News & Politics

The U.S. Will Finally Designate the Muslim Brotherhood a Terrorist Group on Trump's Watch

The U.S. Will Finally Designate the Muslim Brotherhood a Terrorist Group on Trump's Watch
President Donald Trump waves as he boards Air Force One after a summit with North Korean leader Kim Jong Un, Thursday, Feb. 28, 2019, in Hanoi. (AP Photo/ Evan Vucci)

On Tuesday, White House Press Secretary Sarah Huckabee Sanders confirmed that the Trump administration is working to formally designate the Muslim Brotherhood a terrorist organization. The Muslim Brotherhood is Egypt’s oldest Islamist movement, and the impetus to designate it a terror group actually came from Egypt.

“The president has consulted with his national security team and leaders in the region who share his concern, and this designation is working its way through the internal process,” Sanders said in an email, Reuters reported.

Egyptian President Abdel Fattah al-Sisi asked President Donald Trump to make the designation in a private meeting during a Washington, D.C. visit on April 9. Sisi has already designated the Muslim Brotherhood a terrorist group. A U.S. official confirmed the meeting, first reported by The New York Times.
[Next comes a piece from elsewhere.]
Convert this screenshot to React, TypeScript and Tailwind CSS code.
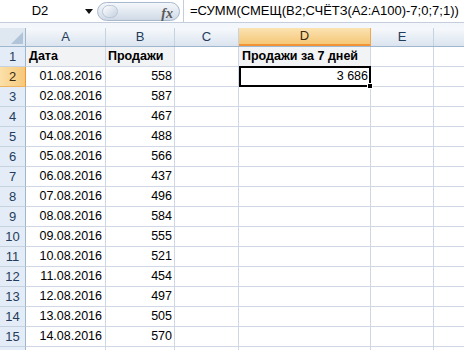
import React from 'react'

const rows: [string, string, string][] = [
  ['01.08.2016', '558', '3 686'],
  ['02.08.2016', '587', ''],
  ['03.08.2016', '467', ''],
  ['04.08.2016', '488', ''],
  ['05.08.2016', '566', ''],
  ['06.08.2016', '437', ''],
  ['07.08.2016', '496', ''],
  ['08.08.2016', '584', ''],
  ['09.08.2016', '555', ''],
  ['10.08.2016', '521', ''],
  ['11.08.2016', '454', ''],
  ['12.08.2016', '497', ''],
  ['13.08.2016', '505', ''],
  ['14.08.2016', '570', ''],
]

const font = { fontFamily: '"Liberation Sans", Arial, sans-serif' }

function ColHead({ label, w, active }: { label: string; w: string; active?: boolean }) {
  return (
    <div
      className={`${w} h-full flex items-center justify-center border-r text-[13px] ${
        active
          ? 'bg-gradient-to-b from-[#fbe3b1] to-[#f6c777] border-r-[#f0a94a] border-b-2 border-b-[#f29436] text-[#3a2a10]'
          : 'bg-gradient-to-b from-[#f6f9fc] to-[#dbe4ef] border-r-[#c5d2e0] text-[#243c5c]'
      }`}
    >
      {label}
    </div>
  )
}

function RowHead({ n, active }: { n?: number; active?: boolean }) {
  return (
    <div
      className={`w-[26px] h-full flex items-center justify-center border-r border-b text-[13px] ${
        active
          ? 'bg-gradient-to-r from-[#fbe0a8] to-[#f6c97c] border-r-[#f29436] border-b-[#f0b25e] text-[#3a2a10]'
          : 'bg-[#e4ecf7] border-r-[#9eb6ce] border-b-[#c5d2e0] text-[#243c5c]'
      }`}
    >
      {n}
    </div>
  )
}

export default function App() {
  return (
    <div className="w-[464px] h-[350px] overflow-hidden bg-white" style={font}>
      {/* formula bar */}
      <div className="h-[23px] flex items-center border-b border-[#c3cddb] bg-white">
        <div className="w-[80px] text-center text-[13px] text-black">D2</div>
        <div className="w-[17px] flex justify-center">
          <svg width="8" height="5" viewBox="0 0 8 5">
            <path d="M0 0h8L4 5z" fill="#111" />
          </svg>
        </div>
        <div className="relative w-[83px] h-[19px] rounded-full border border-[#a9b9cd] bg-gradient-to-b from-[#f4f7fb] via-[#e3e9f1] to-[#cfd9e6]">
          <div className="absolute left-[4px] top-[2px] w-[16px] h-[13px] rounded-full bg-gradient-to-br from-white to-[#c4d0df] border border-[#b9c6d6]" />
          <span
            className="absolute right-[6px] top-[0px] text-[14px] italic font-bold text-[#5a5a5a]"
            style={{ fontFamily: '"Liberation Serif", serif' }}
          >
            fx
          </span>
        </div>
        <div className="ml-[3px] h-full flex-1 border-l border-[#c3cddb] pl-[6px] flex items-center text-[13px] text-black whitespace-nowrap">
          =СУММ(СМЕЩ(B2;СЧЁТЗ(A2:A100)-7;0;7;1))
        </div>
      </div>
      <div className="h-[5px] bg-[#f3f6fa]" />

      {/* column headers */}
      <div className="h-[19px] flex border-b border-[#9eb6ce]">
        <div className="relative w-[26px] h-full bg-[#dfe7f1] border-r border-[#9eb6ce]">
          <svg className="absolute right-[2px] bottom-[2px]" width="12" height="12" viewBox="0 0 12 12">
            <path d="M12 0V12H0z" fill="#b2c4d9" />
          </svg>
        </div>
        <ColHead label="A" w="w-[80px]" />
        <ColHead label="B" w="w-[69px]" />
        <ColHead label="C" w="w-[64px]" />
        <ColHead label="D" w="w-[132px]" active />
        <ColHead label="E" w="w-[63px]" />
        <div className="flex-1 h-full bg-gradient-to-b from-[#f6f9fc] to-[#dbe4ef]" />
      </div>

      {/* row 1 */}
      <div className="h-[20px] flex text-[12.5px] text-black">
        <RowHead n={1} />
        <div className="w-[80px] border-r border-b border-[#d0d7e5] bg-[#f2f3f5] pl-[3px] flex items-center font-bold">Дата</div>
        <div className="w-[69px] border-r border-b border-[#d0d7e5] bg-[#f2f3f5] pl-[2px] flex items-center font-bold">Продажи</div>
        <div className="w-[64px] border-r border-b border-[#d0d7e5]" />
        <div className="w-[132px] border-r border-b border-[#d0d7e5] bg-[#f2f3f5] pl-[3px] flex items-center font-bold whitespace-nowrap">
          Продажи за 7 дней
        </div>
        <div className="w-[63px] border-r border-b border-[#d0d7e5]" />
        <div className="flex-1 border-b border-[#d0d7e5]" />
      </div>

      {rows.map((r, i) => (
        <div key={i} className="h-[20px] flex text-[12.5px] text-black">
          <RowHead n={i + 2} active={i === 0} />
          <div className="w-[80px] border-r border-b border-[#d0d7e5] pr-[3px] flex items-center justify-end">{r[0]}</div>
          <div className="w-[69px] border-r border-b border-[#d0d7e5] pr-[2px] flex items-center justify-end">{r[1]}</div>
          <div className="w-[64px] border-r border-b border-[#d0d7e5]" />
          {i === 0 ? (
            <div className="relative w-[132px] -mt-px h-[21px] border-2 border-black pr-[1px] flex items-center justify-end">
              {r[2]}
              <div className="absolute -right-[4px] -bottom-[4px] w-[6px] h-[6px] bg-black border border-white" />
            </div>
          ) : (
            <div className="w-[132px] border-r border-b border-[#d0d7e5]" />
          )}
          <div className="w-[63px] border-r border-b border-[#d0d7e5]" />
          <div className="flex-1 border-b border-[#d0d7e5]" />
        </div>
      ))}

      {/* partial row 16 */}
      <div className="h-[20px] flex">
        <RowHead />
        <div className="w-[80px] border-r border-[#d0d7e5]" />
        <div className="w-[69px] border-r border-[#d0d7e5]" />
        <div className="w-[64px] border-r border-[#d0d7e5]" />
        <div className="w-[132px] border-r border-[#d0d7e5]" />
        <div className="w-[63px] border-r border-[#d0d7e5]" />
      </div>
    </div>
  )
}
After that meeting, Trump praised Sisi as a “great president.” Sisi ousted the previous Egyptian president, Mohamed Morsi of the Muslim Brotherhood, in 2013 and was elected president the following year. He has overseen a crackdown on Islamists.

White House national security adviser John Bolton and Secretary of State Mike Pompeo support the designation but officials at the Pentagon and elsewhere have been opposed and have been seeking more limited action, the senior official told Reuters.

The Muslim Brotherhood claims a membership of up to one million people. It came to power in the 2012 election, after dictator Hosni Mubarak was toppled in an uprising. Under Sisi, the movement has been banned. Egypt blamed the Brotherhood for a 2013 suicide bomb attack that killed 16 people. The Brotherhood condemned the attack.

The organization was founded in Egypt in 1928 and aims to achieve a worldwide Islamic caliphate, ostensibly by peaceful means. Yet the group has inspired many terrorists, and terrorist groups like Hamas are branches of the Muslim Brotherhood. Ayman al-Zawahiri, the leader of al-Qaeda, was once a member of the Muslim Brotherhood in Egypt.

The Muslim Brotherhood also has ties to Turkish President Recep Tayyip Erdogan’s AK Party. Many of the group’s members fled to Turkey after the Brotherhood was banned in Egypt. Turkey remains a NATO ally.

Recognizing the Muslim Brotherhood as a terrorist organization is long overdue. The process may take some time, but Trump has already started. Last year, the administration designated two of the organization’s terror wings: Hasm and Liwa al-Thawra. Now, he’s finishing the job.